Sunday, May 1, 2016

The Actor's Church - The Little Church Around the Corner

Louise Brooks' first film was an uncredited bit in The Street of Forgotten Men, directed by Herbert Brenon. Production took place during May, 1925. Brooks played a moll to Bridgeport Whitey. She appears in only one scene, in a barroom where a fight breaks out, near the end of the movie.

The Street of Forgotten Men was shot at Paramount’s Astoria Studios on Long Island (located at 3412 36th Street in the Astoria neighborhood in Queens). Additional location shooting was done elsewhere on Long Island, as well as on the streets of Manhattan, including on Fifth Avenue and importantly at the landmark Little Church Around the Corner, where a key scene, a wedding between characters played by Neil Hamilton and Mary Brian, takes place.

The Little Church Around the Corner, properly known as the Church of the Transfiguration, is an Episcopal parish church located at 1 East 29th Street, between Madison and Fifth Avenues in the NoMad neighborhood of Manhattan.

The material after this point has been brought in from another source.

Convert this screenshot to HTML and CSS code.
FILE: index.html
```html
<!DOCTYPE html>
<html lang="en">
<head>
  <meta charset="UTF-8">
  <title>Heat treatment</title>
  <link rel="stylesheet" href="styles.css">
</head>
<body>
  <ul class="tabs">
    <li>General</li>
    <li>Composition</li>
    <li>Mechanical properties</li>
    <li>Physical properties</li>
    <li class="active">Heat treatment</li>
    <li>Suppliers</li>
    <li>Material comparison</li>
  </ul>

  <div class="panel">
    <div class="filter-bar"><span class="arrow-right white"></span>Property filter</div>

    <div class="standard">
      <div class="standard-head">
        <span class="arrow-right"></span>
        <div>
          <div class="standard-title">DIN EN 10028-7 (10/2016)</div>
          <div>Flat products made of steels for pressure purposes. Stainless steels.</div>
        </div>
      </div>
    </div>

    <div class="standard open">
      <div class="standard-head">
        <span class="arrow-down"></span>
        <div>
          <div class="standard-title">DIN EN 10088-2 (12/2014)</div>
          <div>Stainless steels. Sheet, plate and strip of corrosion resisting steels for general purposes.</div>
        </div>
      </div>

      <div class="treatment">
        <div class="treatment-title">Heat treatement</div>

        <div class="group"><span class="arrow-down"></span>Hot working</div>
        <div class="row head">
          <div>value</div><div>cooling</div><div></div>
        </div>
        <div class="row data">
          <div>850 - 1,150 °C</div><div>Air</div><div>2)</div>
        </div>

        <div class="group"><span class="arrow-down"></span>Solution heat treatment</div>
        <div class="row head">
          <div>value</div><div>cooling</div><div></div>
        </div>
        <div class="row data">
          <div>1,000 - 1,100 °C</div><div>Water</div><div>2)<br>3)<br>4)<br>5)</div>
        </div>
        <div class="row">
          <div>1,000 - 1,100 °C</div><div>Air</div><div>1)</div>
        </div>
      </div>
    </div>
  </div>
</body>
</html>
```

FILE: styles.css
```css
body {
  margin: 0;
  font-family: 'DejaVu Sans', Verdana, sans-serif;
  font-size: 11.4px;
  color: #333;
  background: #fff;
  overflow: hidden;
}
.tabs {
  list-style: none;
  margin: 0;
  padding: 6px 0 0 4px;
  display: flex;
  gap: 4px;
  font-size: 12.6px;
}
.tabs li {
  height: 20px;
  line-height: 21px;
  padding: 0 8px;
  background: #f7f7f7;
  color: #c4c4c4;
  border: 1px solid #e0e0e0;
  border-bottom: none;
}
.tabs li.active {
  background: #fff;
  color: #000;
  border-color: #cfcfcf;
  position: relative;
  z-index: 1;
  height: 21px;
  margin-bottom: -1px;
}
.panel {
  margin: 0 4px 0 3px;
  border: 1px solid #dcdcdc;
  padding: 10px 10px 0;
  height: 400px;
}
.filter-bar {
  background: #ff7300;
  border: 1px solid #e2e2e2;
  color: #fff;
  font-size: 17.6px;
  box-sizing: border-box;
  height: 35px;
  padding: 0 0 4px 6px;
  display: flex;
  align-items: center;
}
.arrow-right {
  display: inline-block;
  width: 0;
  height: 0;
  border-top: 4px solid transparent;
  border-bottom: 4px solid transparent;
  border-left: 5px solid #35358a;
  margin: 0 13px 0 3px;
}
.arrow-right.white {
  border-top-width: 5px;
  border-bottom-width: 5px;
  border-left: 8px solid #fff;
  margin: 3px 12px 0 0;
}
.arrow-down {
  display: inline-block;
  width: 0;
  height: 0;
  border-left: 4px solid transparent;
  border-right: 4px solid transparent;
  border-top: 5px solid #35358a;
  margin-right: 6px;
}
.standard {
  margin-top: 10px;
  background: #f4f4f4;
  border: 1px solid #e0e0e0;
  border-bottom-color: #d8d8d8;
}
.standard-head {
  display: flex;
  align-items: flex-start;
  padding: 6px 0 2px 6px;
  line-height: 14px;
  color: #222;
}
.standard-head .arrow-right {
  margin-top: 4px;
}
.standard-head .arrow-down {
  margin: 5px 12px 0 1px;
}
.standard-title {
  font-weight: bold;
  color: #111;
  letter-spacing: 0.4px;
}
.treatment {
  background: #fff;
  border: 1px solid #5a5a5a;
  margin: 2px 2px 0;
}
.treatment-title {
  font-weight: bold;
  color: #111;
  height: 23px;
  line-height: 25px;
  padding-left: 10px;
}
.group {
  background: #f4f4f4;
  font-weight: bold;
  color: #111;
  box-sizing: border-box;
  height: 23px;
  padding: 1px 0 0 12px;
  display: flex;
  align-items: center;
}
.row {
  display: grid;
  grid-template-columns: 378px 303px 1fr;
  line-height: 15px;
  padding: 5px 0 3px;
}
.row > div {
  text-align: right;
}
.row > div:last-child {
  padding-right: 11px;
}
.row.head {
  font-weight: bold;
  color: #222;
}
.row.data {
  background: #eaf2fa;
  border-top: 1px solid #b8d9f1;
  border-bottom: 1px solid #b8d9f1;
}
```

From Wikipedia: "Actors were among the social outcasts whom Houghton befriended. In 1870, William T. Sabine, the rector of the nearby Church of the Atonement, which is no longer extant, refused to conduct funeral services for an actor named George Holland, suggesting, "I believe there is a little church around the corner where they do that sort of thing." Joseph Jefferson, a fellow actor who was trying to arrange Holland's burial, exclaimed, "If that be so, God bless the little church around the corner!" and the church began a longstanding association with the theater.

P. G. Wodehouse, when living in Greenwich Village as a young writer of novels and lyrics for musicals, married his wife Ethel at the Little Church in September 1914. Subsequently, Wodehouse would set most of his fictionalized weddings at the church; and the hit musical Sally that he wrote with Jerome Kern and Guy Bolton ended with the company singing, in tribute to the Bohemian congregation: "Dear little, dear little Church 'Round the Corner / Where so many lives have begun, / Where folks without money see nothing that's funny / In two living cheaper than one."

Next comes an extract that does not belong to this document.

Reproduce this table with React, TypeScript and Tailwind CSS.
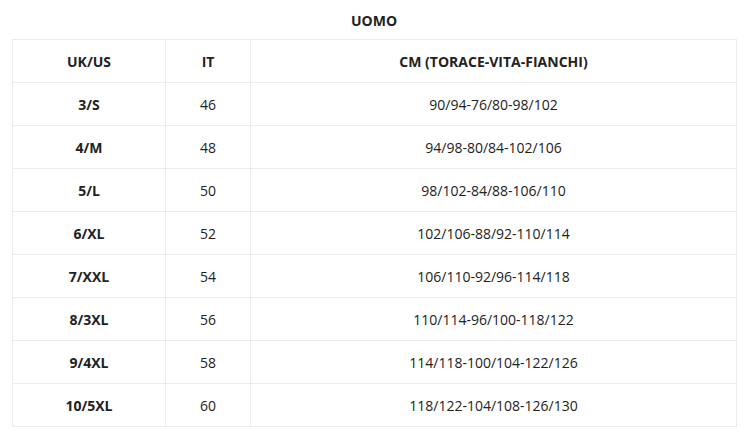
const rows = [
  { uk: "3/S", it: "46", cm: "90/94-76/80-98/102" },
  { uk: "4/M", it: "48", cm: "94/98-80/84-102/106" },
  { uk: "5/L", it: "50", cm: "98/102-84/88-106/110" },
  { uk: "6/XL", it: "52", cm: "102/106-88/92-110/114" },
  { uk: "7/XXL", it: "54", cm: "106/110-92/96-114/118" },
  { uk: "8/3XL", it: "56", cm: "110/114-96/100-118/122" },
  { uk: "9/4XL", it: "58", cm: "114/118-100/104-122/126" },
  { uk: "10/5XL", it: "60", cm: "118/122-104/108-126/130" },
];

const App = () => {
  return (
    <div className="min-h-screen bg-white text-[#222] font-['Open_Sans',sans-serif]">
      <div className="pl-[12px] pr-[10px]">
        {/* titolo */}
        <h2 className="h-[39px] pt-[11px] text-center text-[14px] font-bold leading-[20px]">UOMO</h2>

        <table className="w-[725px] border-collapse text-center text-[14px]">
          <thead>
            <tr className="h-[43px]">
              <th className="w-[153px] border border-[#ebebeb] font-bold">UK/US</th>
              <th className="w-[85px] border border-[#ebebeb] font-bold">IT</th>
              <th className="border border-[#ebebeb] font-bold">CM (TORACE-VITA-FIANCHI)</th>
            </tr>
          </thead>
          <tbody>
            {rows.map((row) => (
              <tr key={row.uk} className="h-[43px]">
                <td className="border border-[#ebebeb] font-bold">{row.uk}</td>
                <td className="border border-[#ebebeb]">{row.it}</td>
                <td className="border border-[#ebebeb]">{row.cm}</td>
              </tr>
            ))}
          </tbody>
        </table>
      </div>
    </div>
  );
};

export default App;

In 1923, the Episcopal Actors' Guild held its first meeting at Transfiguration. Such theatrical greats as Basil Rathbone, Tallulah Bankhead, Peggy Wood, Joan Fontaine, Rex Harrison, Barnard Hughes, and Charlton Heston have served as officers or council members of the guild. The Little Church's association with the theatre continued in the 1970s, when it hosted the Joseph Jefferson Theatre Company, which gave starts to actors such as Armand Assante, Tom Hulce, and Rhea Perlman.

As well as being a guild officer, Sir Rex Harrison was memorialized at the church upon his death in 1990. Maggie Smith, Brendan Gill, and Harrison's sons, Carey and Noel, spoke at the service."